SEOUL, March 28 (UPI) -- A diplomatic spat between South Korea and Japan over an ever-growing list of grievances is a source of concern, South Korean lawmakers said Thursday.
Anxiety over deteriorating ties, among Seoul's politicians affiliated with the Korea-Japan Parliamentarians' Union, comes at a time when both countries have failed to agree on a host of issues, ranging from reparations for "comfort women" and forced laborers, to the appropriateness of an apology from the Japanese emperor for the colonial past.
By Wednesday a Japanese decision to describe a disputed set of islets known as Dokdo or Takeshima as an "integral territory of Japan" in elementary school textbooks provoked anger among South Koreans.
Japan's latest decision on government-approved textbooks has invited criticism and condemnation from Korean politicians, but their misgivings about Tokyo's policies are being offset by uneasiness about the tit-for-tat measures that accelerated in 2018.
Kang Chang-il, head of the nonpartisan parliamentarians' union, and a lawmaker with the ruling Democratic Party, described the current period of bilateral relations as a trial.
"For lawmakers who wish for better relations [with Japan], we are going through a period of hardship," Kang said at a general meeting of the union on Thursday.
Kang is leading diplomatic efforts on the parliamentary level and is genuinely seeking improved ties with Japan.
But in February in an interview with a local newspaper, Kang defended comments from South Korean National Assembly Speaker Moon Hee-sang, who had said the emperor of Japan ought to apologize for wartime crimes. He also said Japanese politicians overreacted to Moon -- who bears no relation to President Moon Jae-in.
On Thursday Kang again raised the issue of reconciliation, saying he hoped Japanese Prime Minister Shinzo Abe would act in a "broad-minded manner."
The disparity between competing and often conflicting goals in Seoul may be taking a toll on South Korean politicians across the spectrum, who, like their constituents, denounce the colonial past and think taking a stand against the right-wing nationalism of Prime Minister Abe is the patriotic thing to do.
But reactions from Tokyo, often in the form of prompt responses to recent South Korean remarks, or complaints lodged with the Korean foreign ministry, have quickly escalated tensions that may not be in Korea's national interest, lawmakers said.
Kim Hak-yong, a lawmaker with the main opposition Liberty Korea Party, suggested Thursday increasing disputes is a bad move.
"Korea-Japan relations are going in a direction that is not beneficial to the national interest," Kim said. "This is a cause for great worry."
Kim, a conservative, said the activities of the union, established during the Cold War when Seoul and Tokyo were aligned with Washington against communist powers, needs to be "better known" across parliament.
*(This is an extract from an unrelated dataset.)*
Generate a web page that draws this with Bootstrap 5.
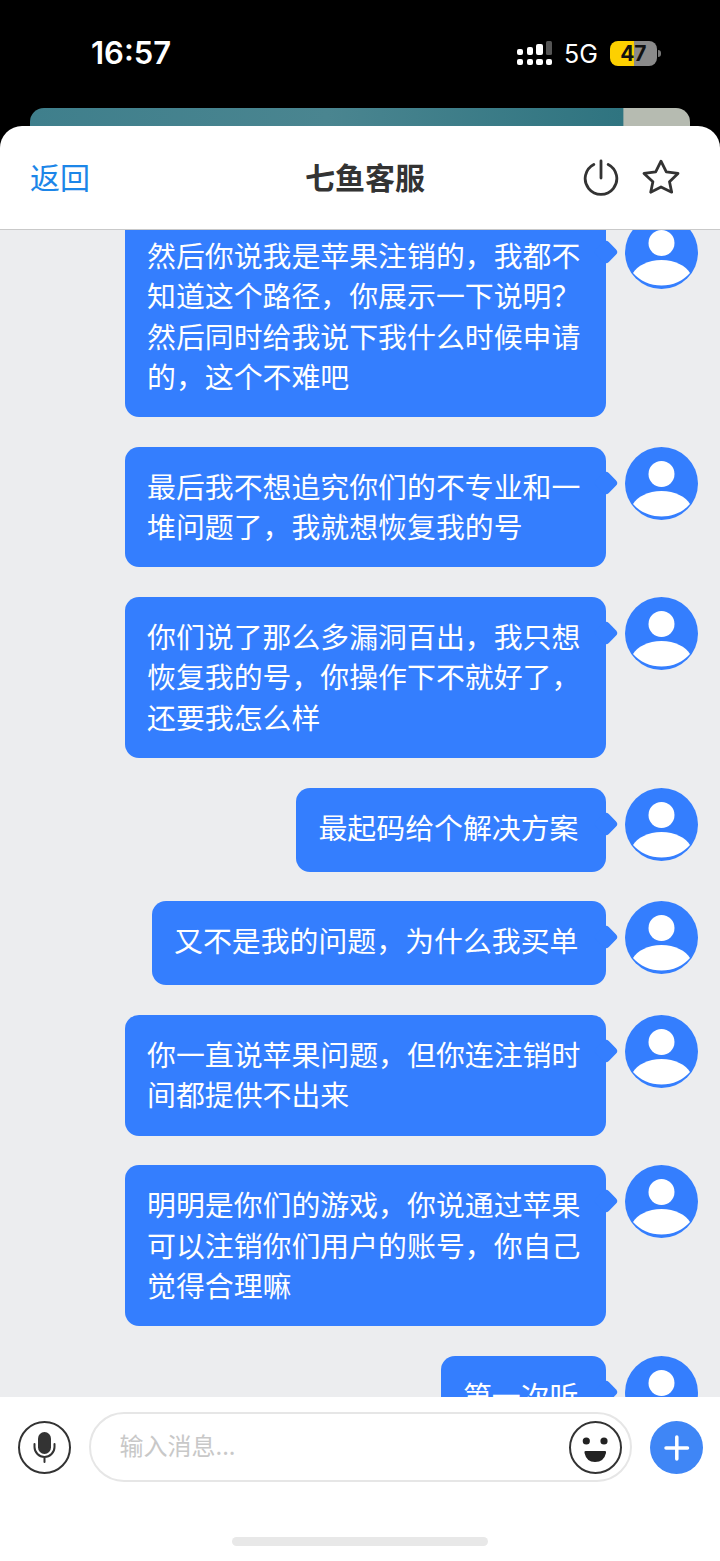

The union and its committees have a budget approved for use toward bilateral exchange. The group sponsors South Korean parliamentary visits to Japan, and is the counterpart to Japan's Japan-Korea Parliamentarians' Union.
The exchanges are an opportunity to make personal contact, a valuable experience for politicians in both democracies. On Thursday, the group proposed the next joint conference be held in Kyoto, rather than in Tokyo, and subsequently in the South Korean city of Gyeongju, the capital of a Korean kingdom dating back to antiquity.
The choice of cities may be symbolic. Japan and Korea had heavy cross-border influence on each other in ancient times. In 2001, Emperor Akihito went as far as to say he "felt a certain kinship with Korea" given the imperial family's chronicled origins.
But even as plans are being proposed, the union could be coping with budget cuts that may be limited to certain activities, such as travel.
Kang confirmed payroll expenses have been cut, while others said budget cutbacks are "significant."
The union said Thursday its annual subsidy was about $460,000 in 2018, but that it also "returned" about $100,000 of personnel and working expenses.
In 2016, the union came under local scrutiny following reports it had received nearly $10 million in subsidies from 1997 to 2015 without providing "legal evidence."